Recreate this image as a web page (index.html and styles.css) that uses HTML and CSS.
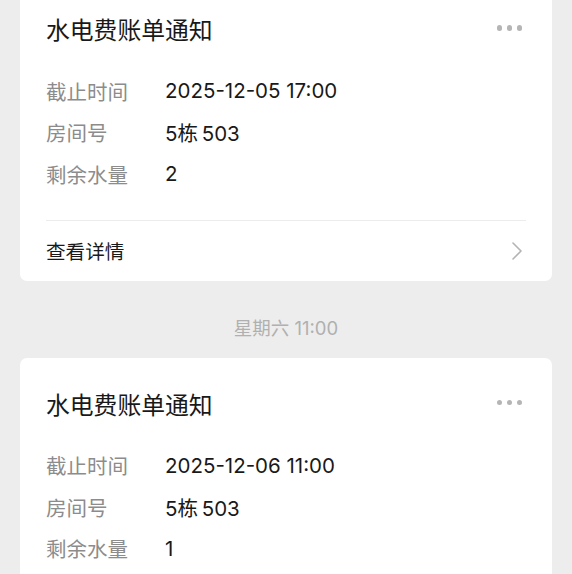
FILE: index.html
```html
<!DOCTYPE html>
<html lang="zh-CN">
<head>
<meta charset="utf-8">
<title>水电费账单通知</title>
<link rel="stylesheet" href="styles.css">
</head>
<body>
<div class="feed">
  <div class="card">
    <div class="card-head">
      <div class="card-title">水电费账单通知</div>
      <div class="more"><i></i><i></i><i></i></div>
    </div>
    <div class="rows">
      <div class="row"><span class="label">截止时间</span><span class="value">2025-12-05 17:00</span></div>
      <div class="row"><span class="label">房间号</span><span class="value">5栋&#8201;503</span></div>
      <div class="row"><span class="label">剩余水量</span><span class="value">2</span></div>
    </div>
    <div class="footer">
      <span class="footer-text">查看详情</span>
      <svg class="chev" width="10" height="18" viewBox="0 0 10 18"><path d="M1 1 L9 9 L1 17" fill="none" stroke="#b3b3b3" stroke-width="1.6" stroke-linecap="round" stroke-linejoin="round"/></svg>
    </div>
  </div>

  <div class="time">星期六 11:00</div>

  <div class="card">
    <div class="card-head">
      <div class="card-title">水电费账单通知</div>
      <div class="more"><i></i><i></i><i></i></div>
    </div>
    <div class="rows">
      <div class="row"><span class="label">截止时间</span><span class="value">2025-12-06 11:00</span></div>
      <div class="row"><span class="label">房间号</span><span class="value">5栋&#8201;503</span></div>
      <div class="row"><span class="label">剩余水量</span><span class="value">1</span></div>
    </div>
    <div class="footer">
      <span class="footer-text">查看详情</span>
      <svg class="chev" width="10" height="18" viewBox="0 0 10 18"><path d="M1 1 L9 9 L1 17" fill="none" stroke="#b3b3b3" stroke-width="1.6" stroke-linecap="round" stroke-linejoin="round"/></svg>
    </div>
  </div>
</div>
</body>
</html>
```

FILE: styles.css
```css
html, body {
  margin: 0;
  padding: 0;
  background: #ededed;
}
body {
  font-family: Inter, "Noto Sans CJK SC", sans-serif;
  color: #191919;
  overflow: hidden;
}
.feed {
  padding: 0 20px;
  margin-top: -17px;
}
.card {
  background: #ffffff;
  border-radius: 7px;
  padding: 0 26px;
}
.card-head {
  display: flex;
  align-items: center;
  justify-content: space-between;
  padding-top: 32px;
  height: 32px;
}
.card-title {
  font-size: 23.8px;
  line-height: 32px;
  color: #191919;
}
.more {
  display: flex;
  gap: 4.5px;
  margin-right: 4px;
  margin-top: -6px;
}
.more i {
  display: block;
  width: 5.5px;
  height: 5.5px;
  border-radius: 50%;
  background: #b5b5b5;
}
.rows {
  margin-top: 23px;
  padding-bottom: 25px;
  border-bottom: 1px solid #ececec;
}
.row {
  display: flex;
  align-items: center;
  height: 41.5px;
  font-size: 20.5px;
}
.label {
  width: 119px;
  color: #8c8c8c;
}
.value {
  color: #191919;
}
.footer {
  display: flex;
  align-items: center;
  justify-content: space-between;
  height: 60px;
}
.footer-text {
  font-size: 19.6px;
  color: #191919;
}
.chev {
  margin-right: 4px;
}
.time {
  text-align: center;
  font-size: 18.5px;
  line-height: 22px;
  color: #b0b0b0;
  padding-top: 36px;
  margin-bottom: 19px;
}
```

- What to do -
Omit the pictures and reproduce the listing exactly.

- Result of the task -
Recreate this image as a web page (index.html and styles.css) that uses HTML and CSS.
FILE: index.html
```html
<!DOCTYPE html>
<html lang="zh-CN">
<head>
<meta charset="utf-8">
<title>水电费账单通知</title>
<link rel="stylesheet" href="styles.css">
</head>
<body>
<div class="feed">
  <div class="card">
    <div class="card-head">
      <div class="card-title">水电费账单通知</div>
      <div class="more"><i></i><i></i><i></i></div>
    </div>
    <div class="rows">
      <div class="row"><span class="label">截止时间</span><span class="value">2025-12-05 17:00</span></div>
      <div class="row"><span class="label">房间号</span><span class="value">5栋&#8201;503</span></div>
      <div class="row"><span class="label">剩余水量</span><span class="value">2</span></div>
    </div>
    <div class="footer">
      <span class="footer-text">查看详情</span>
      <svg class="chev" width="10" height="18" viewBox="0 0 10 18"><path d="M1 1 L9 9 L1 17" fill="none" stroke="#b3b3b3" stroke-width="1.6" stroke-linecap="round" stroke-linejoin="round"/></svg>
    </div>
  </div>

  <div class="time">星期六 11:00</div>

  <div class="card">
    <div class="card-head">
      <div class="card-title">水电费账单通知</div>
      <div class="more"><i></i><i></i><i></i></div>
    </div>
    <div class="rows">
      <div class="row"><span class="label">截止时间</span><span class="value">2025-12-06 11:00</span></div>
      <div class="row"><span class="label">房间号</span><span class="value">5栋&#8201;503</span></div>
      <div class="row"><span class="label">剩余水量</span><span class="value">1</span></div>
    </div>
    <div class="footer">
      <span class="footer-text">查看详情</span>
      <svg class="chev" width="10" height="18" viewBox="0 0 10 18"><path d="M1 1 L9 9 L1 17" fill="none" stroke="#b3b3b3" stroke-width="1.6" stroke-linecap="round" stroke-linejoin="round"/></svg>
    </div>
  </div>
</div>
</body>
</html>
```

FILE: styles.css
```css
html, body {
  margin: 0;
  padding: 0;
  background: #ededed;
}
body {
  font-family: Inter, "Noto Sans CJK SC", sans-serif;
  color: #191919;
  overflow: hidden;
}
.feed {
  padding: 0 20px;
  margin-top: -17px;
}
.card {
  background: #ffffff;
  border-radius: 7px;
  padding: 0 26px;
}
.card-head {
  display: flex;
  align-items: center;
  justify-content: space-between;
  padding-top: 32px;
  height: 32px;
}
.card-title {
  font-size: 23.8px;
  line-height: 32px;
  color: #191919;
}
.more {
  display: flex;
  gap: 4.5px;
  margin-right: 4px;
  margin-top: -6px;
}
.more i {
  display: block;
  width: 5.5px;
  height: 5.5px;
  border-radius: 50%;
  background: #b5b5b5;
}
.rows {
  margin-top: 23px;
  padding-bottom: 25px;
  border-bottom: 1px solid #ececec;
}
.row {
  display: flex;
  align-items: center;
  height: 41.5px;
  font-size: 20.5px;
}
.label {
  width: 119px;
  color: #8c8c8c;
}
.value {
  color: #191919;
}
.footer {
  display: flex;
  align-items: center;
  justify-content: space-between;
  height: 60px;
}
.footer-text {
  font-size: 19.6px;
  color: #191919;
}
.chev {
  margin-right: 4px;
}
.time {
  text-align: center;
  font-size: 18.5px;
  line-height: 22px;
  color: #b0b0b0;
  padding-top: 36px;
  margin-bottom: 19px;
}
```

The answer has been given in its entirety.